THE GOOD MIKE initially wore lime green slacks and boat shoes to high school, becoming an honor student, captain of the cross-country team, and editor of the school newspaper—pleasing to parents and God.

The bad Mike set very different goals, including a personal challenge one summer to discover how many mini-marts in the Greater Seattle area would supply him with underage booze—13, it turns out—with a fake ID card. This Mike enjoyed seeing how many cans of beer he could drink before the fall tolo or how many little trick-or-treaters he could nail with eggs on Halloween.

A more devout Catholic would've felt burdened with guilt for such debauchery, but not this loophole-seeking joker. I simply shrugged off my sins by resorting to the adage we'd been taught so well: Namely, that Christ forgives every sin—no matter how big—so long as you ask. And I always asked, just as every hard-boiled hardball left my hand, to wipe the slate clean as each egg exploded on little tearful Tommy's Toughskins.

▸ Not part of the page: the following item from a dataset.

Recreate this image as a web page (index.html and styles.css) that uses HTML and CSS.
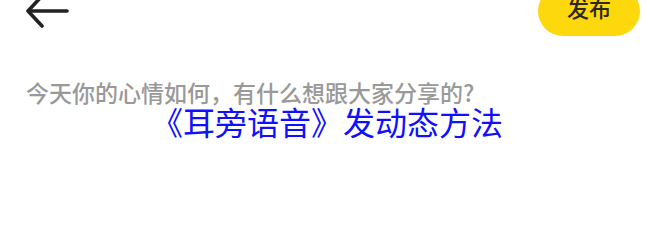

Despite this delinquent behavior, I still made it to Mass every Sunday without fail for my first 19 years, a streak that lasted right up until I smoked my first bowl in college. It was then that a deep appreciation for pretty girls, the Grateful Dead, and liberal politics set in. Coupled with the church's steadfast opposition to gays and the right to choose, it became clear that I had strayed from the path to Mt. Sinai.

ORIGINAL SIN MADE a big impression on me, as with so many kids raised with G-O-D in the driver's seat. And while being beaten over the head with a Bible during my formative years created a strong moral foundation, it also portrayed—in equally indelible terms—how easily one might slide into the pleasures of immorality. So then, as now, I wondered—how can we be strong enough to resist the forbidden fruit when we bear this taint, this division, within our souls?

I know I'm not, and I'm suspicious of those who are—or claim to be. Those upstanding, patriotic heroes who run for president and are revered by the church remind me of the Good Mike and all his hypocrisy. But neither can I respect the Bad Mikes out there, who flaunt their misdeeds for easy publicity and shallow shock value. Instead, it's those brilliant, hardscrabble eccentrics, the necessary cynics of our culture, who allow us sinners to make it through another day knowing that life—no matter how flawed—is worth living. Jesus is still all right by me, but I've found different role models for my (mis)behavior.

In a perfect world, with a perfect soul, I'd be the man who has his Catholic cake and eats it, too, the fun-loving father who bows his head in adoration just minutes before swilling down a hearty supply of postconfession pints five short blocks away. But, more likely, I'll settle for the role of holy has-been, steadfastly maintaining an ambivalent faith, still retaining a distant relationship with God, while skipping the sermon for a better seat at the bar.